Attic access offers an advantage due to the ability to easily reach the spaces between bathroom ceiling joists. Leverage this point of entry to inspect the area for electrical wiring or ventilation ducts that could impact the placement of your new fan.

Measure your fan housing against the intended installation spot to ensure a proper fit. If there’s an existing vent, make certain it aligns with the new unit.

When selecting your installation location, avoid cutting through joists; this can weaken the structural integrity of your ceiling. Instead, locate your fan between them. If necessary, use a stud finder to assist in identifying the exact placement for drilling.

Electrical connections should never be an afterthought.
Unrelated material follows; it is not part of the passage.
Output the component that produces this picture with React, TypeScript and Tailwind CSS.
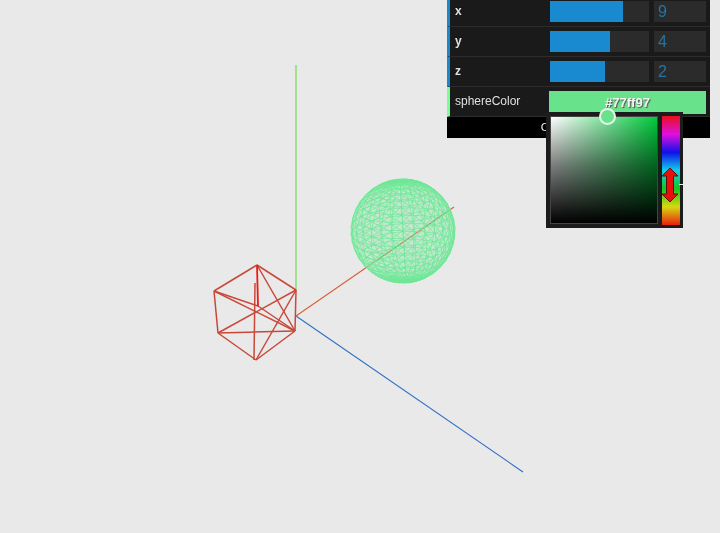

The chosen location should be within reach of existing bathroom wiring to connect your fan to a switch for easy operation. Compliance with local electrical codes is imperative; consider consulting with or hiring a licensed electrician to avoid any complications.

Venting is another crucial step. Your fan should vent air to the outdoors, not just into the attic, to prevent moisture buildup that encourages mold. Ensure the ductwork is directed towards a vent or gable end and sealed properly for maximum efficiency.

Safety should remain a priority throughout the installation process. Always turn off the electrical power before starting your project and wear the appropriate safety gear. Remember, cutting corners in installation can cause long-term headaches. Investing time to do it right will promote a more efficient and enduring result.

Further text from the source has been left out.